Washington's position towards Sudan continues to be one of hypocrisy. In late May 2001, the American Secretary of State Colin Powell promised to try harder to end the conflict in southern Sudan. He stated that any American special envoy would "engage with the parties to see if we can re-energise some of the peace process that has been in place." American pressure had also resulted in a marked reduction of air strikes against targets in southern Sudan. The United States then announced that it would be providing Sudanese rebels with millions of dollars worth of overt assistance, all this to an organisation with an appalling human rights record. Washington could not be unaware of the implications of such a move. Clearly encouraged by this development, for example, the SPLA rebels shunned all calls for a peaceful, negotiated settlement of the conflict and launched a major offensive, displacing up to sixty thousand civilians in one of the most famine-affected areas of southern Sudan. In an interesting twist to the issue, having been responsible directly or indirectly for encouraging the ongoing offensive Bahr al-Ghazal, the Bush Administration then expressed outrage when Khartoum was forced to resume the use of air strikes against rebel forces in the region.

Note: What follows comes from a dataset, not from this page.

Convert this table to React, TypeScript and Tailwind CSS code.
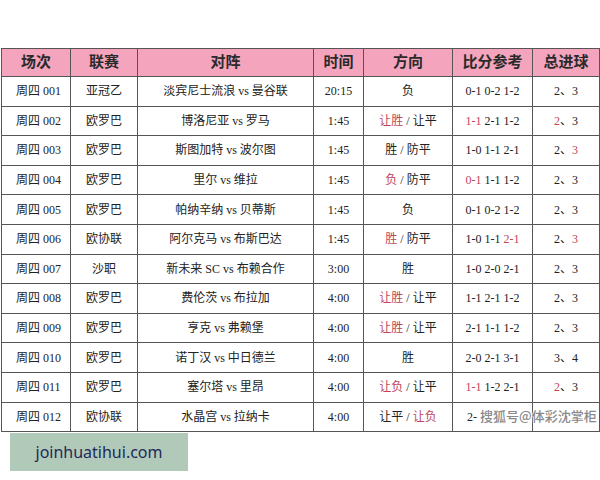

The Bush Administration's Sudan policy can at best be described as confused and uncoordinated. At worst it appears to be a continuation of the deeply flawed policies of the Clinton years. Whichever it is, the simple fact is that Sudan has moved on politically, domestically, economically, regionally and within the international community. The sooner American policy reflects these changes and works towards a peaceful solution to Sudanese problems the sooner Sudan will be at peace.